I ask him to continue:
“Now, there’re some acronyms out there that are kind of on the border. Those guys over at the UN are always making these mediocre acronyms. UNSCOM? Come on. What is that- some sort of program to airlift scum to the needy? I don’t get it. UNICEF? Let’s say the jury’s still out on that one. Now, everyone in the acronym biz knows about the fallen angel of acronyms—Epcot, which used to be EPCOT. Disney created EPCOT to stand for “Experimental Community of Tomorrow”. Go down to Orlando today, and you’ll see what it’s become—Epcot is a kind of run-down hodge-podge of corporate-sponsored rides that sometimes deal vaguely with “the future.” And then there’s that whole countries thing. I mean, Epcot is faded-glory city. And from an acronymer’s point of view, this is also a disaster because, first of all, they just call it “Epcot” like that’s some regular word that means something, and they don’t even mention the original spirit of the acronym. No one knows about it anymore. But on the other hand, acronymers are fascinated by this because what was once an acronym has degenerated into its own, very powerful albeit bizarre, independent word. A word that refers to something different from its acronymic object. And of course there’s the shit acronyms, like VREM and CLAT. Walk into a meeting and drop one of those suckers and it’s over. People get uncomfortable, you look like an idiot. When you use an acronym, the efficiency, agency, and force of what I call the acronym’s ‘concept compression’ are projected onto you. That’s the point.”
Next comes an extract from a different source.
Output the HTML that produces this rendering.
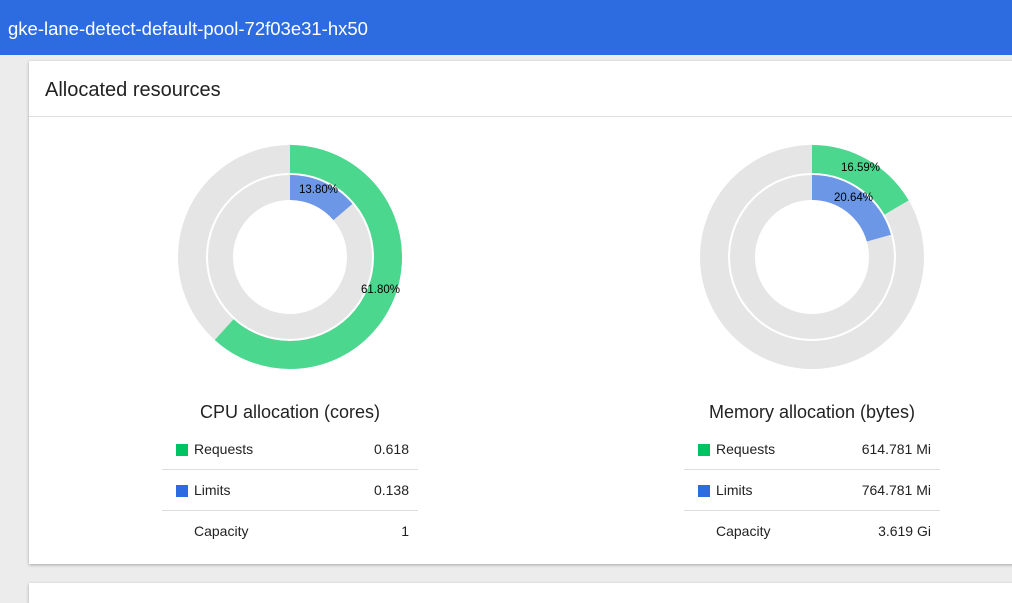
<!DOCTYPE html>
<html><head><style>
body{margin:0;width:1012px;height:589px;overflow:hidden;background:#ececec;font-family:"Liberation Sans",sans-serif;position:relative}
.top{position:absolute;left:0;top:0;width:1012px;height:55px;background:#2d6be0;color:#fff;font-size:18.5px;line-height:57px;padding-left:8px;box-sizing:border-box}
.card{position:absolute;left:29px;top:61px;width:990px;height:503px;background:#fff;box-shadow:0 1px 3px rgba(0,0,0,.3)}
.card2{position:absolute;left:29px;top:583px;width:990px;height:20px;background:#fff;box-shadow:0 1px 3px rgba(0,0,0,.3)}
.title{position:absolute;left:16px;top:18px;font-size:20px;color:#222}
.hr{position:absolute;left:0;top:55px;width:100%;height:1px;background:#e0e0e0}
svg{position:absolute;top:0;left:0}
.lbl{position:absolute;font-size:18px;color:#222;text-align:center;width:300px}
.tbl{position:absolute;width:256px;font-size:14px;color:#222}
.row{height:40px;border-bottom:1px solid #ddd;position:relative;line-height:40px}
.row:last-child{border:none}
.sq{position:absolute;left:14px;top:15px;width:12px;height:12px}
.k{position:absolute;left:32px;top:0}
.v{position:absolute;right:9px;top:0}
</style></head><body>
<div class="top">gke-lane-detect-default-pool-72f03e31-hx50</div>
<div class="card"><div class="title">Allocated resources</div><div class="hr"></div></div>
<div class="card2"></div>
<svg width="1012" height="589" font-family="Liberation Sans" font-size="11.5">
<g transform="translate(290,257) rotate(-90)" fill="none">
<circle r="98" stroke="#e5e5e5" stroke-width="28"/>
<circle r="98" stroke="#4cd78f" stroke-width="28" pathLength="100" stroke-dasharray="61.8 100"/>
<circle r="69.5" stroke="#e5e5e5" stroke-width="25"/>
<circle r="69.5" stroke="#6b97e6" stroke-width="25" pathLength="100" stroke-dasharray="13.8 100"/>
</g>
<text x="299" y="193">13.80%</text><text x="361" y="293">61.80%</text>
<g transform="translate(812,257) rotate(-90)" fill="none">
<circle r="98" stroke="#e5e5e5" stroke-width="28"/>
<circle r="98" stroke="#4cd78f" stroke-width="28" pathLength="100" stroke-dasharray="16.59 100"/>
<circle r="69.5" stroke="#e5e5e5" stroke-width="25"/>
<circle r="69.5" stroke="#6b97e6" stroke-width="25" pathLength="100" stroke-dasharray="20.64 100"/>
</g>
<text x="841" y="171">16.59%</text><text x="834" y="201">20.64%</text>
</svg>
<div class="lbl" style="left:140px;top:402px">CPU allocation (cores)</div>
<div class="lbl" style="left:662px;top:402px">Memory allocation (bytes)</div>
<div class="tbl" style="left:162px;top:429px">
<div class="row"><div class="sq" style="background:#00c463"></div><span class="k">Requests</span><span class="v">0.618</span></div>
<div class="row"><div class="sq" style="background:#2d6be0"></div><span class="k">Limits</span><span class="v">0.138</span></div>
<div class="row"><span class="k">Capacity</span><span class="v">1</span></div>
</div>
<div class="tbl" style="left:684px;top:429px">
<div class="row"><div class="sq" style="background:#00c463"></div><span class="k">Requests</span><span class="v">614.781 Mi</span></div>
<div class="row"><div class="sq" style="background:#2d6be0"></div><span class="k">Limits</span><span class="v">764.781 Mi</span></div>
<div class="row"><span class="k">Capacity</span><span class="v">3.619 Gi</span></div>
</div>
</body></html>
Clure tells me his most recent work is with what he calls “cognate acronyms”. That is, acronyms that relate in some way with the phrase they stand for. Clure developed an acronym for the Israeli government’s new desalination technology- PUMP, which stands for Pressurized Underwater Membranous Pipeline. His latest acronym for the particle physicists over at CERN is BOLT: Baryonic Oscillating Light Telemeter. Though well-received acronyms such as these are keeping Clure Concept Inc. well ahead of the pack, Clure’s firm has always had to deal with fiercer competition from without the acronym format than from within.
“Smooth initials” are an acronymer’s worst enemy. These short, easy-to-say strings of letters are often developed at low-cost, without the help of special creative firms. Today, especially after the introduction of “WMD” into the news media, smooth initials are holding their own as an acronym alternative. Think DNA, ATP, CIA, CPR, THC, PCP, URL, and even Office Space’s TPS reports. The list goes on and on. But Clure remains unphased.
“This just means the concept’s going to have to evolve. It’s done it in the past, it’ll do it tomorrow. The only thing that’ll never change about an acronym, though, never has changed straight back to Hauser, is that an acronym is there to help people.”